While celebrating his birthday with his friends, Bartleby's dogs find the Rings in a barn. When they return, Bartleby tells them the story of Captain Canine. After he landed in suburban Seattle, Megasis took the form of a dog to hide from the police and began searching for the Rings. While doing so, he met a boy named Jack and the two began fighting crime as Kid Courageous and Captain Canine, with Jack adapting their adventures into comic form.

The next day, Captain Canine detects the Rings' energy source and he and a now grown-up Jack begin tracking the Rings along with Drex, who is revealed to have survived. Upon discovering that the Rings have given them superpowers—super speed for Rosebud, invisibility for Mudbud, super strength for Budderball, flexibility for B-Dawg, and telekinesis for Buddha—the dogs decide to use their powers for good.

Meanwhile, Drex lands near Marvin's farm, possesses a pig, and begins searching for the Rings. Marvin discovers this and calls Sheriff Dan but the sheriff does not believe what he saw. Dan leaves to investigate a call from dispatch that Drex has stolen Marvin's truck and crashed it into city hall, during which he captures and arrests Drex. While Bartleby and the children discover the pod and conclude that Drex has arrived, the dogs save a girl from a house fire with help from Captain Canine, who teaches them to use their powers.

While the children learn of the dogs' heroics from the news, Drex swaps bodies with Dan and escapes from the police station, capturing the children after they arrive to try to meet with Dan. Drex arrives at Marvin's farm, locks the kids in a barn, and uses his pod's weapon systems to direct a meteor towards Fernfield which causes a Lightning storm over the town.
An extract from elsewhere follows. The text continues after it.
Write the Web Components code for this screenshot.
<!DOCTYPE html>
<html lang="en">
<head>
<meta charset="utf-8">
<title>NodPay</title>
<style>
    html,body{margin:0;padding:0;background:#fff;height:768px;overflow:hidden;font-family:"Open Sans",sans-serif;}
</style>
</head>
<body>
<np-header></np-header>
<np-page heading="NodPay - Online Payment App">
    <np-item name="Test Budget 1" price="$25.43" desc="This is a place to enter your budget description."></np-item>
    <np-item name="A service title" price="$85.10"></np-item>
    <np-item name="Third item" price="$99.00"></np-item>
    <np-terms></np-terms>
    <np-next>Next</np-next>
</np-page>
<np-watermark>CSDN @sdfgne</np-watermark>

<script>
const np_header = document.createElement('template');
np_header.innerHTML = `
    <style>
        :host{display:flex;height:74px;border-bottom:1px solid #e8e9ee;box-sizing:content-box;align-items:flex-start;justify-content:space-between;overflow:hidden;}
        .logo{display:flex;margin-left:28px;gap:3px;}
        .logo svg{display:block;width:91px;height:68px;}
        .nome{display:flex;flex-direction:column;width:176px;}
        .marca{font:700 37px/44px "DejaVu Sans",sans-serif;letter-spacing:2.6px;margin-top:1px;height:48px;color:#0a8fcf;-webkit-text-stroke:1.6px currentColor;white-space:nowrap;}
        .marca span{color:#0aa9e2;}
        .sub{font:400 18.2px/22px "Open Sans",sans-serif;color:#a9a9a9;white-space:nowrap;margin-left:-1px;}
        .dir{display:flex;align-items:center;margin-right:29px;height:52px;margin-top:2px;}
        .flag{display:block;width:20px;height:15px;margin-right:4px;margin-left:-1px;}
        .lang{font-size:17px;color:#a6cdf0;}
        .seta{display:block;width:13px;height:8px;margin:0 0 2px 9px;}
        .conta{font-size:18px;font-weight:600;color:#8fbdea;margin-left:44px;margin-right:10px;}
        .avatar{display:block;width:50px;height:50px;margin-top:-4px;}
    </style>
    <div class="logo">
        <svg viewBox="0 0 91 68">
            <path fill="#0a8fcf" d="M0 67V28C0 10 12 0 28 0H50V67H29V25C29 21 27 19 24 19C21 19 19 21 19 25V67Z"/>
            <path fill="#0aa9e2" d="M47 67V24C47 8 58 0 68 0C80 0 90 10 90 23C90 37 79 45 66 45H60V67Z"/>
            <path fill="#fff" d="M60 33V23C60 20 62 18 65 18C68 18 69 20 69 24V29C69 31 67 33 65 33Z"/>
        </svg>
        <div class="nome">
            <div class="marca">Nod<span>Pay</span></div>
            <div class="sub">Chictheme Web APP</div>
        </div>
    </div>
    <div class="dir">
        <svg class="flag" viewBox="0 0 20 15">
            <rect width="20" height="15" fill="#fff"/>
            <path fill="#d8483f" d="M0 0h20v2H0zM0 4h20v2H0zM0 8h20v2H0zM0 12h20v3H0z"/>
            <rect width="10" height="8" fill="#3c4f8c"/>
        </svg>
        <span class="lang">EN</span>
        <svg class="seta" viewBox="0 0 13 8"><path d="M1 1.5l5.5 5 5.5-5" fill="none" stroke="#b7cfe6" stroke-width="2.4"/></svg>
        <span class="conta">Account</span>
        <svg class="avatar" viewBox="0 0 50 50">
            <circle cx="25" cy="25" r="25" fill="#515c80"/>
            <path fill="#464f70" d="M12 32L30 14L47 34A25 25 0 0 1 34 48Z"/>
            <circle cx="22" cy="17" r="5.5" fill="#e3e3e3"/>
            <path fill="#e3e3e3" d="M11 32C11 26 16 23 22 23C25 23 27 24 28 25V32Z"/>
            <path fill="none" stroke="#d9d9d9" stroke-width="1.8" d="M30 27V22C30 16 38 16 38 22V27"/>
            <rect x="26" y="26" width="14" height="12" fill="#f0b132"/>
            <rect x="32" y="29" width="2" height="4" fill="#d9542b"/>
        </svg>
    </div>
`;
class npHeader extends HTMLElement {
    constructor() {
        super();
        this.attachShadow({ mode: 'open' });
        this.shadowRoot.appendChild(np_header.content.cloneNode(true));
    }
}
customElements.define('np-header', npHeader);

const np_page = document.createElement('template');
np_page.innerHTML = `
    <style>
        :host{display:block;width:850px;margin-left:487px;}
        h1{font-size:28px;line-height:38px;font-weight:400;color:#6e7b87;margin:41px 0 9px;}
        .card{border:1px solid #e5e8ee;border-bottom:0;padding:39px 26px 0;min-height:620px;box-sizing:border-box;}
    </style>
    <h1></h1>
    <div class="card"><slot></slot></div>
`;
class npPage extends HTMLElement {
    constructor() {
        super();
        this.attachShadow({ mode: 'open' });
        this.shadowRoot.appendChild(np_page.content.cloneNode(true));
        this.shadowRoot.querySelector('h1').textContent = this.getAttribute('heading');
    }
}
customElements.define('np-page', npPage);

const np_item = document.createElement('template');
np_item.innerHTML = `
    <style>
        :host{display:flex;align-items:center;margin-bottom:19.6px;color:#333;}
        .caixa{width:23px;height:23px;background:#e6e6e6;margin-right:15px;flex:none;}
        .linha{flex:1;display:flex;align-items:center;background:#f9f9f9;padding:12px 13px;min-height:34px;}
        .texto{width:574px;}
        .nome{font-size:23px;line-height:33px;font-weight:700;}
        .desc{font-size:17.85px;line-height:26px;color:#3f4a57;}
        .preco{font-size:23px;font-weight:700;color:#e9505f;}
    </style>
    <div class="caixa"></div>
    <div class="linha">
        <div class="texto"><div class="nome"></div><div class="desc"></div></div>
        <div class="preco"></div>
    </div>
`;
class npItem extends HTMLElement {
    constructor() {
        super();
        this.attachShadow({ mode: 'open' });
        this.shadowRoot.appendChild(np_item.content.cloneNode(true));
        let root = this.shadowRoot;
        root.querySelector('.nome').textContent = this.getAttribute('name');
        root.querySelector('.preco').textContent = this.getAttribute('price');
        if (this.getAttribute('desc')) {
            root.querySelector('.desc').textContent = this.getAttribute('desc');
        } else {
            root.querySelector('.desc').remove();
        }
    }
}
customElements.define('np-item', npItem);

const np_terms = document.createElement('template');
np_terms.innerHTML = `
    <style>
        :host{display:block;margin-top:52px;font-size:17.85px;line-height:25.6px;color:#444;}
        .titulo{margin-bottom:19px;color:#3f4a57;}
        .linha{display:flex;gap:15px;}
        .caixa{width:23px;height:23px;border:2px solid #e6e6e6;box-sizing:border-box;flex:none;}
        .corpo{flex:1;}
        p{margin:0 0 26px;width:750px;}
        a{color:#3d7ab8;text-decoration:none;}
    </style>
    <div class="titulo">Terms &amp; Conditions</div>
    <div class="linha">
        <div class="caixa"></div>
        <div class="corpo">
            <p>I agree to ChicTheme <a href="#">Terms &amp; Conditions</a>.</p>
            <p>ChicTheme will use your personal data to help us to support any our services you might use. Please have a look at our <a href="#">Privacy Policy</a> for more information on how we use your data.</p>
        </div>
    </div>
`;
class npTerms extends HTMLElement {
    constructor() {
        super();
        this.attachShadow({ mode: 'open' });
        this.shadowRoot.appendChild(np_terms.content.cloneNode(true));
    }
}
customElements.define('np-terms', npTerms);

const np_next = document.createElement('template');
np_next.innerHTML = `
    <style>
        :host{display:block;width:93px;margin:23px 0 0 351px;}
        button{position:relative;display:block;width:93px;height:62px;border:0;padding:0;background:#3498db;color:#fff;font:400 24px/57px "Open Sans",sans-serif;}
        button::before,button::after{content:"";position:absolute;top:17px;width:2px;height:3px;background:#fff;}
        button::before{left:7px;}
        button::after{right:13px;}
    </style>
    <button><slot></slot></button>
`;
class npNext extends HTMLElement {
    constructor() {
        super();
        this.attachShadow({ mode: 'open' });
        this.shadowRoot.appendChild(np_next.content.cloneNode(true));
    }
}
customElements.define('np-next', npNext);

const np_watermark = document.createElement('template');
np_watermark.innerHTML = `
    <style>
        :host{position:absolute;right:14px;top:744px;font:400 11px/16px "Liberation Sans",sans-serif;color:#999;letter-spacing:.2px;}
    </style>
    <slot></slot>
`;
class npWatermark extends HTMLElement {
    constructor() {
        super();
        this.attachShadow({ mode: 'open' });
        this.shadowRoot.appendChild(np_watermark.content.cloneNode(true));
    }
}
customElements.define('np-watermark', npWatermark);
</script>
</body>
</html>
Captain Canine faces off against Drex only to be killed but the Buddies use what they learned to overwhelm him, with some help from Marvin, who uses a lightning rod to electrocute Drex. This allows the dogs to escape and reunite with their owners at the barn, where Drex threatens to destroy them if they don't give him the Rings of Inspiron. After getting the Rings, he is confronted by Dan and Sniffer and gives the sheriff his body back before escaping. Drex later discovers the Rings of Inspiron he acquired were fake and loses control of his ship, which crashes into the meteor and kills him for good.
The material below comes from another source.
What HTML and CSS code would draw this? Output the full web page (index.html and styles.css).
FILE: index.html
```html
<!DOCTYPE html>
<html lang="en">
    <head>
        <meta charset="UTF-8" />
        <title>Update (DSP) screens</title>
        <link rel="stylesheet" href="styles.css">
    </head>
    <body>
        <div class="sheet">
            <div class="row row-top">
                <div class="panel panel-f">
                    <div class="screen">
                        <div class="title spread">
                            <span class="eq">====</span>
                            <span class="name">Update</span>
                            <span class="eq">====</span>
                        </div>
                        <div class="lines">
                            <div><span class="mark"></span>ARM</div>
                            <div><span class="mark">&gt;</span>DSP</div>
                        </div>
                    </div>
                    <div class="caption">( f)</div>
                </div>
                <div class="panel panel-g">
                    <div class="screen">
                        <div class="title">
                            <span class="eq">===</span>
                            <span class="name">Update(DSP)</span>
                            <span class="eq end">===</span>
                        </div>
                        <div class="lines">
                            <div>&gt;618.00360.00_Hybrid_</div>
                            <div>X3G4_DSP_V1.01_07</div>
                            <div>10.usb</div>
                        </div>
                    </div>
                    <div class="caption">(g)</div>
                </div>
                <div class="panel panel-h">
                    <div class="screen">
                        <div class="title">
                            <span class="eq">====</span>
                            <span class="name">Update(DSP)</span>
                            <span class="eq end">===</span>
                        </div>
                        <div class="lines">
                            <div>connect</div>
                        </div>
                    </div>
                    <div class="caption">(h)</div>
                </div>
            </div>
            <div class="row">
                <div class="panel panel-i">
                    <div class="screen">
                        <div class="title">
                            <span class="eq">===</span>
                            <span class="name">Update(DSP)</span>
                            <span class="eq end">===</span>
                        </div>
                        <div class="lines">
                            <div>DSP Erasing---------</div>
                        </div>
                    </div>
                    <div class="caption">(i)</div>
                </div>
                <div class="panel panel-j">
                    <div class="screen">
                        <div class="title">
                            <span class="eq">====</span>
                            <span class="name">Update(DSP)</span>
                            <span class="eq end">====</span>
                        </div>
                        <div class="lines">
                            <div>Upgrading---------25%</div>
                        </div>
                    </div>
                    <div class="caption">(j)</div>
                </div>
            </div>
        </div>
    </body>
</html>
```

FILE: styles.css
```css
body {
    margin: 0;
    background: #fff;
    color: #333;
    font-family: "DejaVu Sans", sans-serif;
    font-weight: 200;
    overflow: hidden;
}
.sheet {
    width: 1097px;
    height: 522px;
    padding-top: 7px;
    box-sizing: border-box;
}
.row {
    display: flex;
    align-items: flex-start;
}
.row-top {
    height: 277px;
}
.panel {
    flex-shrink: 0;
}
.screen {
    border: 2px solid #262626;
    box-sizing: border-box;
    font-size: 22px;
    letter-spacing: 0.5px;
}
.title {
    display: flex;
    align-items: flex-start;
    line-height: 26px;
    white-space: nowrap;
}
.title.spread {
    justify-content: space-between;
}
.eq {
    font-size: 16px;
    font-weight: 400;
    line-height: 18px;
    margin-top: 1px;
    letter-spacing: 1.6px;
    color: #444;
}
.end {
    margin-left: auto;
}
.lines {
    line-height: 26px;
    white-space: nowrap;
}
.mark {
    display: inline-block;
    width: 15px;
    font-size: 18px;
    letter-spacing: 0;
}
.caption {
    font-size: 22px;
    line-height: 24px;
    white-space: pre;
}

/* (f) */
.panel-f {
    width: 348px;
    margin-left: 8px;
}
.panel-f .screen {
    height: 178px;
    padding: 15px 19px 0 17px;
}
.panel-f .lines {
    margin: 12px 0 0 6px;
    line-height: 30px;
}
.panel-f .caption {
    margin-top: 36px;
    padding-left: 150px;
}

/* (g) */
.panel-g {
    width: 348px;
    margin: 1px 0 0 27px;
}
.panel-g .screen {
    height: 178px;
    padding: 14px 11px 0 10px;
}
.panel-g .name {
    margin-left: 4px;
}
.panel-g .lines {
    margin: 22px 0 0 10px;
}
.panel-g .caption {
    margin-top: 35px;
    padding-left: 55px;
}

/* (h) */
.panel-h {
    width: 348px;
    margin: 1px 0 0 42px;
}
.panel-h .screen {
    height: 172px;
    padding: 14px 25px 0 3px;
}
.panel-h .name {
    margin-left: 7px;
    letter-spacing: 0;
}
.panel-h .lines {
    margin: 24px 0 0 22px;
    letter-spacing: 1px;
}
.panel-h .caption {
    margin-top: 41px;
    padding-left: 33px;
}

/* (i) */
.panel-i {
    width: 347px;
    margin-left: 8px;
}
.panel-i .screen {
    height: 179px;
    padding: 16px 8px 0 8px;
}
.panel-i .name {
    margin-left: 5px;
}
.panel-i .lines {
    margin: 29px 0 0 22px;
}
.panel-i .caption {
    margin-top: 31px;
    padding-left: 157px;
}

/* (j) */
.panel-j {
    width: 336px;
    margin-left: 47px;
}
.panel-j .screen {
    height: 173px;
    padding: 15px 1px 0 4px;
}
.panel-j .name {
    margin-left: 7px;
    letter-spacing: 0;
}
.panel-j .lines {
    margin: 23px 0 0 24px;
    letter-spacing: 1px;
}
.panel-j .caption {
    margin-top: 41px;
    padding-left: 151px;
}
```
The Buddies use the Rings to resurrect Captain Canine, who returns to Inspiron with Drex's former assistant Monk-E, and Jorala after reverting to his true form. Afterwards, Jack and Bartleby create a new comic book series about the dogs.

==Cast==
===Live action===
- John Ratzenberger as Marvin Livingstone
- Trey Loney as Bartleby Livingstone
- Veronica Diaz-Carranza as Sofia Ramirez
- Jay Brazeau as Mr. Swanson
- Jason Earles as Jack Schaeffer
- Jonathan Morgan Heit as Pete
- Harley Graham as Alice
- Darien Provost as Sam
- Sam Adler as Billy
- Michael Teigen as Sheriff Dan
- Jake Brennan as young Jack Schaeffer
- Kimberley Sustad as Joanne
- Sean Mathieson as Todd

===Voice===
- Cooper Roth as B-Dawg
- Jeremy Shinder as Budderball
- Tenzing Norgay Trainor as Buddha
- G. Hannelius as Rosebud
- Ty Panitz as Mudbud
- Colin Hanks as Megasis/Captain Canine
- Fiona Gubelmann as Princess Jorala
- John Michael Higgins as Drex
- Tim Conway as Deputy Sniffer
- Michael Teigen as Sheriff Dan
- Maulik Pancholy as Curly
- Chris Coppola as Mr. Bull
- Amy Sedaris as Betty
- Debra Jo Rupp as Cow
- Alyson Stoner as Strawberry
- Zendaya as Lollipop
- Atticus Shaffer as Monk-E
- Brian T. Finney as Dog
- Tatiana Gudegast as Cat
- Justin Roiland as Chihuahua

==Release==
===Home media===
Super Buddies was released on DVD, Blu-ray, and as a film download on August 27, 2013. The physical release was produced in two different packages: a 2-disc Blu-ray / DVD combo pack and a 1-disc DVD. The film download was produced in both standard and high definition.

===Streaming===
Super Buddies became available to stream on Disney+ following its launch in 2019.